You know it’s interesting, because we had two premiere productions and that monologue was one very conscious change I made between those two shows. I realized that Antigone needed a moment after claiming her voice in “Girl Riot” where she actually uses it, so I decided to write a spoken word piece. So it was planned, but you’re partially right; I cannot for the life of me remember what was actually going through my head while I was writing that. 

You mentioned that Antigone was a character who you deeply resonated with in high school, and that you felt disappointed with the focus of the tragedy being on the male hero. When did Antigone start to pop up in your life again? 

Around when I was just starting to find my own voice as a director. I was a theater major in college and I was performing in a lot of Greek tragedies. At one point I was cast as Antigone, so before performances I would play “Rebel Girl” to get into the spirit. I was always really into the Greek classics and punk, so I decided I would combine the two. It was an evolution from being the seed of an idea to writing an original script and eventually approaching musicians to collaborate with on an original soundtrack. 

I had always written, but writing a play was pretty daunting at the time. I’ve sort of expanded to writing in television and it’s a muscle I’m still training, but it’s something that I’m really proud of. 

One of the standout tracks for me was “Actor for Hire.” What was the original concept behind that song?

That song stemmed from the pressure to play a role that society expects us to play as women. It felt very apt for a story about Antigone. I was very inspired by early Sleater-Kinney records when writing it. I liked that the metaphor was very on the nose because it really cuts to the core of how degrading the “traditional” role for women as mandated by society is. And being an actor in the industry is no less dehumanizing as it was hundreds of years ago, so I really wanted to push that metaphor as far as it could go and also give the performer a fun tongue-in-cheek range of energy to tap into. 
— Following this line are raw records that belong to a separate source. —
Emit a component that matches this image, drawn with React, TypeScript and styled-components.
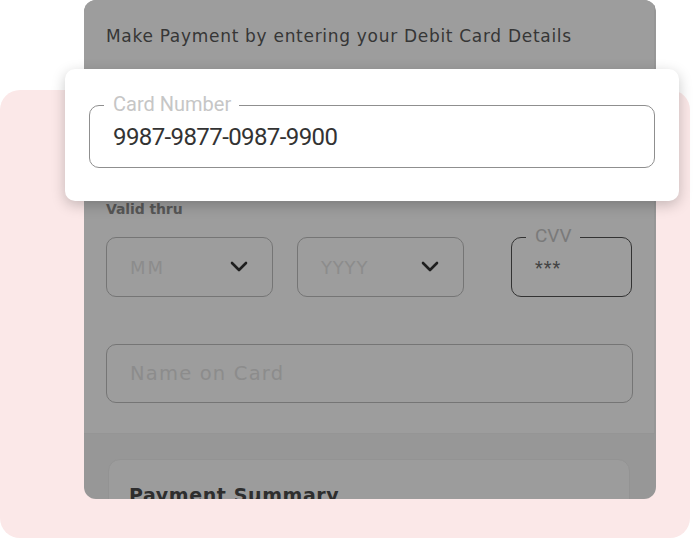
import React from "react";
import styled, { createGlobalStyle } from "styled-components";

const Global = createGlobalStyle`
  html, body { margin: 0; padding: 0; background: #ffffff; }
  * { box-sizing: border-box; }
`;

const poppins = `"DejaVu Sans", "Open Sans", sans-serif`;
const roboto = `Roboto, "Liberation Sans", sans-serif`;

const Stage = styled.div`
  position: relative;
  width: 699px;
  height: 538px;
  overflow: hidden;
  padding-left: 84px;
  &::before {
    content: "";
    position: absolute;
    left: 0;
    top: 90px;
    width: 690px;
    height: 448px;
    border-radius: 20px;
    background: #fbe8e8;
  }
`;

const Panel = styled.div`
  position: relative;
  width: 572px;
  height: 499px;
  border-radius: 12px;
  background: #979797;
  overflow: hidden;
  display: flex;
  flex-direction: column;
`;

const FormSection = styled.div`
  display: flex;
  flex-direction: column;
  width: 571px;
  padding: 0 21px 30px 22px;
  background: #9d9d9d;
  border-right: 1px solid #969696;
  border-bottom: 1px solid #959595;
`;

const Header = styled.div`
  height: 72px;
  display: flex;
  align-items: center;
  font-family: ${poppins};
  font-size: 17px;
  letter-spacing: 0.7px;
  color: #363636;
`;

const FieldBox = styled.div<{ $h: number; $top: number; $border: string; $bw?: number }>`
  position: relative;
  height: ${(p) => p.$h}px;
  margin-top: ${(p) => p.$top}px;
  border: ${(p) => p.$bw ?? 1}px solid ${(p) => p.$border};
  border-radius: 10px;
  display: flex;
  align-items: center;
`;

const Slot = styled(FieldBox)`
  visibility: hidden;
`;

const FloatLabel = styled.span<{ $bg: string; $color: string; $size: number }>`
  position: absolute;
  left: 14px;
  top: ${(p) => -Math.round(p.$size * 0.68)}px;
  padding: 0 8px 0 9px;
  background: ${(p) => p.$bg};
  font-family: ${roboto};
  font-size: ${(p) => p.$size}px;
  line-height: 1.2;
  color: ${(p) => p.$color};
`;

const Value = styled.span<{ $size: number; $color: string; $ls?: number }>`
  padding-left: 23px;
  font-family: ${roboto};
  font-size: ${(p) => p.$size}px;
  color: ${(p) => p.$color};
  letter-spacing: ${(p) => p.$ls ?? 0}px;
`;

const Placeholder = styled.span<{ $size: number; $ls?: number }>`
  flex: 1;
  padding-left: 23px;
  font-family: ${poppins};
  font-weight: 400;
  font-size: ${(p) => p.$size}px;
  letter-spacing: ${(p) => p.$ls ?? 0}px;
  color: #8c8c8c;
`;

const SmallLabel = styled.div`
  margin-top: 33px;
  height: 16px;
  line-height: 16px;
  font-family: ${poppins};
  font-weight: 700;
  font-size: 14px;
  letter-spacing: -0.1px;
  color: #575757;
`;

const Row = styled.div`
  margin-top: 20px;
  display: flex;
  gap: 24px;
`;

const SelectBox = styled.div`
  width: 167px;
  height: 60px;
  border: 1px solid #757575;
  border-radius: 10px;
  display: flex;
  align-items: center;
  padding-right: 24px;
`;

const CvvBox = styled(FieldBox)`
  width: 121px;
  margin-left: 23px;
`;

const Lower = styled.div`
  flex: 1;
  padding: 25px 26px 0 24px;
`;

const SummaryCard = styled.div`
  height: 120px;
  border: 1px solid #939393;
  border-radius: 12px;
  background: #9c9c9c;
  padding: 24px 20px;
`;

const SummaryTitle = styled.div`
  font-family: ${poppins};
  font-weight: 700;
  font-size: 19px;
  letter-spacing: 0.6px;
  color: #2e2e2e;
`;

const Overlay = styled.div`
  position: absolute;
  left: 65px;
  top: 69px;
  width: 614px;
  height: 132px;
  background: #ffffff;
  border-radius: 10px;
  box-shadow: 0 4px 14px rgba(0, 0, 0, 0.22);
  padding: 36px 24px 0;
`;

const Chevron = () => (
  <svg width="18" height="12" viewBox="0 0 18 12" aria-hidden>
    <polyline points="2,2 9,9 16,2" fill="none" stroke="#1e1e1e" strokeWidth="2.6" strokeLinecap="round" strokeLinejoin="round" />
  </svg>
);

export default function App() {
  return (
    <>
      <Global />
      <Stage>
        <Panel>
          <FormSection>
            <Header>Make Payment by entering your Debit Card Details</Header>
            <Slot $h={63} $top={33} $border="#7a7a7a" />
            <SmallLabel>Valid thru</SmallLabel>
            <Row>
              <SelectBox>
                <Placeholder $size={18} $ls={2}>MM</Placeholder>
                <Chevron />
              </SelectBox>
              <SelectBox>
                <Placeholder $size={18} $ls={0.8}>YYYY</Placeholder>
                <Chevron />
              </SelectBox>
              <CvvBox $h={60} $top={0} $border="#333333" $bw={1.5}>
                <FloatLabel $bg="#9d9d9d" $color="#7a7a7a" $size={19}>CVV</FloatLabel>
                <Value $size={18} $color="#444" $ls={1}>***</Value>
              </CvvBox>
            </Row>
            <FieldBox $h={59} $top={47} $border="#757575">
              <Placeholder $size={19.5} $ls={1.2}>Name on Card</Placeholder>
            </FieldBox>
          </FormSection>
          <Lower>
            <SummaryCard>
              <SummaryTitle>Payment Summary</SummaryTitle>
            </SummaryCard>
          </Lower>
        </Panel>
        <Overlay>
          <FieldBox $h={63} $top={0} $border="#8f8f8f">
            <FloatLabel $bg="#ffffff" $color="#c6c6c6" $size={20}>Card Number</FloatLabel>
            <Value $size={24} $color="#333" $ls={-0.6}>9987-9877-0987-9900</Value>
          </FieldBox>
        </Overlay>
      </Stage>
    </>
  );
}
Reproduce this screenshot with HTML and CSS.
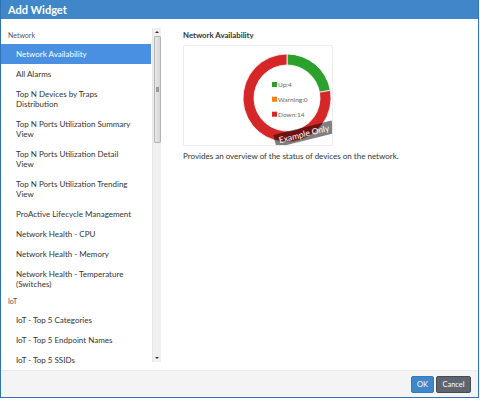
FILE: index.html
```html
<!DOCTYPE html>
<html>
<head>
<meta charset="utf-8">
<link rel="stylesheet" href="styles.css">
</head>
<body>
<div class="dialog">
  <div class="header">Add Widget</div>
  <div class="body">
    <div class="list-wrap">
      <div class="list">
        <div class="group">Network</div>
        <div class="item selected">Network Availability</div>
        <div class="item">All Alarms</div>
        <div class="item">Top N Devices by Traps<br>Distribution</div>
        <div class="item">Top N Ports Utilization Summary<br>View</div>
        <div class="item">Top N Ports Utilization Detail<br>View</div>
        <div class="item">Top N Ports Utilization Trending<br>View</div>
        <div class="item">ProActive Lifecycle Management</div>
        <div class="item">Network Health - CPU</div>
        <div class="item">Network Health - Memory</div>
        <div class="item">Network Health - Temperature<br>(Switches)</div>
        <div class="group">IoT</div>
        <div class="item">IoT - Top 5 Categories</div>
        <div class="item">IoT - Top 5 Endpoint Names</div>
        <div class="item">IoT - Top 5 SSIDs</div>
      </div>
      <div class="scrollbar">
        <div class="sb-btn"><span class="tri-up"></span></div>
        <div class="sb-track">
          <div class="sb-thumb"><span class="grip"></span></div>
        </div>
        <div class="sb-btn"><span class="tri-down"></span></div>
      </div>
    </div>
    <div class="detail">
      <div class="detail-title">Network Availability</div>
      <div class="preview">
        <svg class="chart" width="148" height="99" viewBox="0 0 148 99">
          <path d="M103 8 A44 44 0 0 1 146.33 44.36 L135.5 46.27 A33 33 0 0 0 103 19 Z" fill="#2ca02c" stroke="#fff" stroke-width="0.8"/>
          <path d="M146.33 44.36 A44 44 0 1 1 103 8 L103 19 A33 33 0 1 0 135.5 46.27 Z" fill="#d62728" stroke="#fff" stroke-width="0.8"/>
          <rect x="88" y="36" width="5" height="5" fill="#2ca02c"/>
          <text x="94" y="41" class="legend">Up:4</text>
          <rect x="88" y="50.7" width="5" height="5" fill="#ff7f0e"/>
          <text x="94" y="55.7" class="legend">Warning:0</text>
          <rect x="88" y="65.7" width="5" height="5" fill="#d62728"/>
          <text x="94" y="70.7" class="legend">Down:14</text>
          <g transform="rotate(-14 120 88)">
            <rect x="90" y="81.5" width="60" height="13" fill="rgba(0,0,0,0.5)"/>
            <text x="120" y="91" class="badge" text-anchor="middle">Example Only</text>
          </g>
        </svg>
      </div>
      <div class="desc">Provides an overview of the status of devices on the network.</div>
    </div>
  </div>
  <div class="footer">
    <button class="btn btn-ok">OK</button>
    <button class="btn btn-cancel">Cancel</button>
  </div>
</div>
</body>
</html>
```
FILE: styles.css
```css
html, body {
  margin: 0;
  padding: 0;
  background: #fff;
}
body {
  font-family: Lato, "Open Sans", sans-serif;
  color: #333;
}
.dialog {
  width: 479px;
  height: 398px;
  box-sizing: border-box;
  border: 1px solid #2f72b5;
  border-top: none;
  display: flex;
  flex-direction: column;
  background: #fff;
}
.header {
  height: 19px;
  background: #3f87c8;
  color: #fff;
  font-weight: bold;
  font-size: 11px;
  line-height: 19px;
  padding-left: 7px;
  flex-shrink: 0;
}
.body {
  flex: 1;
  display: flex;
  padding: 9px 0 6px 0;
  min-height: 0;
}
.list-wrap {
  display: flex;
  align-items: flex-start;
  gap: 1px;
  height: 336px;
  flex-shrink: 0;
}
.list {
  width: 150px;
  height: 336px;
  overflow: hidden;
}
.group {
  height: 16px;
  line-height: 15px;
  font-size: 7px;
  color: #555;
  padding-left: 7px;
}
.item {
  padding: 5px 4px 5px 15px;
  line-height: 10px;
  font-size: 8px;
  color: #333;
}
.item.selected {
  background: #4a90e2;
  color: #fff;
}
.scrollbar {
  width: 9px;
  height: 334px;
  display: flex;
  flex-direction: column;
  background: #f0f0f0;
  border-left: 1px solid #e6e6e6;
  box-sizing: border-box;
}
.sb-btn {
  height: 8px;
  display: flex;
  align-items: center;
  justify-content: center;
  flex-shrink: 0;
}
.tri-up {
  width: 0;
  height: 0;
  border-left: 2px solid transparent;
  border-right: 2px solid transparent;
  border-bottom: 2px solid #333;
}
.tri-down {
  width: 0;
  height: 0;
  border-left: 2px solid transparent;
  border-right: 2px solid transparent;
  border-top: 2px solid #333;
}
.sb-track {
  flex: 1;
}
.sb-thumb {
  height: 107px;
  margin: 0 0.5px;
  box-sizing: border-box;
  border: 1px solid #b4b4b4;
  border-radius: 1px;
  background: linear-gradient(to right, #e8e8e8, #d6d6d6);
  display: flex;
  align-items: center;
  justify-content: center;
}
.grip {
  width: 3px;
  height: 5px;
  background: #9a9a9a;
}
.detail {
  margin-left: 22px;
  display: flex;
  flex-direction: column;
}
.detail-title {
  height: 14px;
  line-height: 14px;
  font-size: 7.8px;
  font-weight: bold;
  color: #333;
}
.preview {
  margin-top: 3px;
  width: 150px;
  height: 101px;
  box-sizing: border-box;
  border: 1px solid #ececec;
  border-radius: 2px;
  overflow: hidden;
}
.chart {
  display: block;
}
.legend {
  font-family: Lato, sans-serif;
  font-size: 6.5px;
  fill: #666;
}
.badge {
  font-family: Lato, sans-serif;
  font-size: 8.5px;
  fill: #fff;
}
.desc {
  margin-top: 4px;
  line-height: 12px;
  font-size: 8px;
  color: #333;
}
.footer {
  height: 27px;
  flex-shrink: 0;
  background: #f4f4f4;
  border-top: 1px solid #ececec;
  box-sizing: border-box;
  display: flex;
  align-items: center;
  justify-content: flex-end;
  gap: 2px;
  padding-right: 7px;
}
.btn {
  height: 17px;
  border-radius: 2px;
  font-family: Lato, sans-serif;
  font-size: 7.5px;
  color: #fff;
  padding: 0 5px;
  margin: 0;
  cursor: pointer;
}
.btn-ok {
  background: #3f87c8;
  border: 1px solid #3579b8;
  width: 23px;
}
.btn-cancel {
  background: #5d6670;
  border: 1px solid #444b52;
  width: 35px;
}
```
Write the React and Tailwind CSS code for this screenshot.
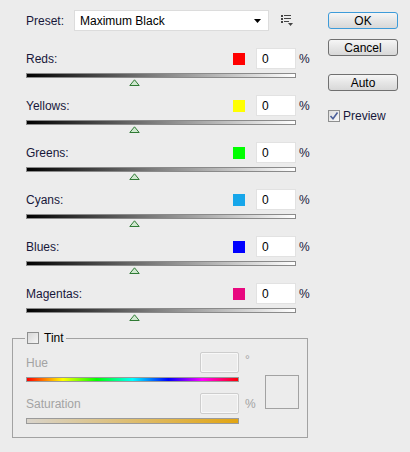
const channels = [
  { name: "Reds", swatch: "bg-[#ff0000]" },
  { name: "Yellows", swatch: "bg-[#ffff00]" },
  { name: "Greens", swatch: "bg-[#00ff00]" },
  { name: "Cyans", swatch: "bg-[#16a6ea]" },
  { name: "Blues", swatch: "bg-[#0000ff]" },
  { name: "Magentas", swatch: "bg-[#e8087f]" },
];

const Thumb = () => (
  <svg className="ml-[103px] mt-[1px]" width="11" height="7" viewBox="0 0 11 7">
    <path d="M5.5 0.8 L10.2 6.5 H0.8 Z" fill="#cfe8cf" stroke="#2f7a34" strokeWidth="1" />
  </svg>
);

const ChannelRow = ({ name, swatch }) => (
  <div className="h-[47px]">
    <div className="flex h-[21px] items-center">
      <span className="w-[207px] shrink-0">{name}:</span>
      <span className={`h-3 w-3 shrink-0 ${swatch}`} />
      <div className="ml-[11px] flex h-[21px] w-[40px] shrink-0 items-center border border-[#e2e2e2] bg-white pl-[5px] text-black">
        0
      </div>
      <span className="ml-[3px]">%</span>
    </div>
    <div className="mt-[4px] flex flex-col">
      <div className="h-[5px] w-[270px] border border-[#8a8a8a] bg-[linear-gradient(to_right,#000,#777_45%,#fff)]" />
      <Thumb />
    </div>
  </div>
);

const Button = ({ children, focused }) => (
  <button
    className={`flex h-[17px] w-[70px] items-center justify-center rounded-[3px] border text-black ${
      focused ? "border-[#3d9bd9]" : "border-[#707070]"
    } bg-[linear-gradient(#f6f6f6,#e6e6e6_50%,#d8d8d8)]`}
  >
    {children}
  </button>
);

const DisabledBox = () => (
  <div className="h-[21px] w-[39px] shrink-0 rounded-[2px] border border-[#cdcdcd] bg-[#ececec] shadow-[inset_0_0_0_1px_#f8f8f8]" />
);

export default function App() {
  return (
    <div className="flex h-[452px] w-[410px] bg-[#ececec] font-['Liberation_Sans',Arial,sans-serif] text-[12px] text-[#17173a]">
      <div className="flex w-[328px] flex-col pt-[10px]">
        <div className="flex h-[21px] items-center pl-[26px]">
          <span className="w-[48px]">Preset:</span>
          <div className="flex h-[21px] w-[195px] items-center border border-[#dcdcdc] bg-white pl-[5px] pr-[7px] text-black">
            <span className="flex-1">Maximum Black</span>
            <svg width="7" height="4" viewBox="0 0 7 4">
              <path d="M0 0 H7 L3.5 4 Z" fill="#000" />
            </svg>
          </div>
          <svg className="ml-[12px]" width="12" height="11" viewBox="0 0 12 11">
            <g fill="#444">
              <rect x="0" y="0" width="2" height="2" />
              <rect x="3" y="0" width="7" height="1" />
              <rect x="0" y="3" width="2" height="2" />
              <rect x="3" y="3" width="7" height="1" />
              <rect x="0" y="6" width="2" height="2" />
              <rect x="3" y="6" width="5" height="1" />
              <path d="M7 8 H12 L9.5 11 Z" />
            </g>
          </svg>
        </div>

        <div className="mt-[17px] pl-[26px]">
          {channels.map((c) => (
            <ChannelRow key={c.name} {...c} />
          ))}
        </div>

        <fieldset className="ml-[12px] mt-[1px] w-[296px] border border-[#a2a2a2] pb-[13px] pl-[12px] pt-[7px]">
          <legend className="flex h-[14px] items-center px-[2px]">
            <svg width="12" height="12" viewBox="0 0 12 12">
              <defs>
                <linearGradient id="cbg" x1="0" y1="0" x2="1" y2="1">
                  <stop offset="0" stopColor="#d6d6d6" />
                  <stop offset="1" stopColor="#f7f7f7" />
                </linearGradient>
              </defs>
              <rect x="0.5" y="0.5" width="11" height="11" fill="url(#cbg)" stroke="#8e8f8f" />
            </svg>
            <span className="ml-[5px] text-black">Tint</span>
          </legend>
          <div className="ml-[1px] flex items-start">
            <div className="flex w-[239px] shrink-0 flex-col text-[#a3a3a3]">
              <div className="flex h-[21px] items-center">
                <span className="w-[174px] shrink-0">Hue</span>
                <DisabledBox />
                <span className="ml-[6px] -mt-[6px]">°</span>
              </div>
              <div className="mt-[4px] h-[5px] w-[213px] border border-[#9a9a9a] bg-[linear-gradient(to_right,#ff0000,#ffff00_17%,#00ff00_33%,#00ffff_50%,#0000ff_67%,#ff00ff_83%,#ff0000)]" />
              <div className="mt-[11px] flex h-[21px] items-center">
                <span className="w-[174px] shrink-0">Saturation</span>
                <DisabledBox />
                <span className="ml-[6px]">%</span>
              </div>
              <div className="mt-[4px] h-[6px] w-[213px] border border-[#9a9a9a] bg-[linear-gradient(to_right,#d9d4cb,#e2a512)]" />
            </div>
            <div className="mt-[23px] h-[34px] w-[34px] shrink-0 border border-[#a2a2a2]" />
          </div>
        </fieldset>
      </div>

      <div className="flex w-[70px] flex-col pt-[12px]">
        <Button focused>OK</Button>
        <div className="mt-[10px]">
          <Button>Cancel</Button>
        </div>
        <div className="mt-[18px]">
          <Button>Auto</Button>
        </div>
        <div className="mt-[16px] flex items-center">
          <svg width="12" height="12" viewBox="0 0 12 12">
            <defs>
              <linearGradient id="pbg" x1="0" y1="0" x2="1" y2="1">
                <stop offset="0" stopColor="#dcdcdc" />
                <stop offset="1" stopColor="#fafafa" />
              </linearGradient>
            </defs>
            <rect x="0.5" y="0.5" width="11" height="11" fill="url(#pbg)" stroke="#8e8f8f" />
            <path d="M2.5 6 L5 8.8 L9.5 2.5" fill="none" stroke="#4b5f9a" strokeWidth="1.6" />
          </svg>
          <span className="ml-[3px]">Preview</span>
        </div>
      </div>
    </div>
  );
}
What I thought was really cool on many of the vocal parts were all the subtle nods to riot grrrl classics like Tribe 8 and Sleater-Kinney. It feels like all your performers really embodied the spirit of the greats. 

That’s really nice to hear. We definitely had a deep understanding of the larger diaspora of riot grrrl, and I love that you got those two references. They definitely weren’t conscious references, but they were definitely embedded in the shared vocabulary and the language of the ensemble. 

I appreciated how Mori said she treated her “lack of experience” in producing as an advantage. Would you say that sense of DIY freedom has also served as an advantage for you? 

Definitely. If there’s anything I’ve learned from my three decades on this earth, it’s that you just have to do things through trial and error. Trying and failing is way better than waiting until something feels right. I’ve never, ever regretted going after an opportunity. It’s always the stuff that I never tried or was too afraid to go after that I ended up regretting. Some fear definitely held me back for a long time, but the ethos of riot grrrl continues to inspire me to embrace the rookie spirit, because trying something new is always going to be scary. 

What was it like to be present at these studio sessions and witness the process in real time?  

That was a once-in-a-lifetime experience, to be at the helm of producing a rock album. Mori was leading a lot of these sessions behind the soundboard, and collaborating with her was incredibly easy-going and a lot of it was done in her bedroom. The drums were recorded at a studio but a lot of the vocals were tracked in Mori’s house, which was incredibly fun and very DIY. We had the time of our lives. 

Riot Antigone will be released as an album on April 8, 2022.

An upcoming live performance of Riot Antigone is scheduled to take place on April 14 at Elsewhere Zone 1 in Brooklyn, NY.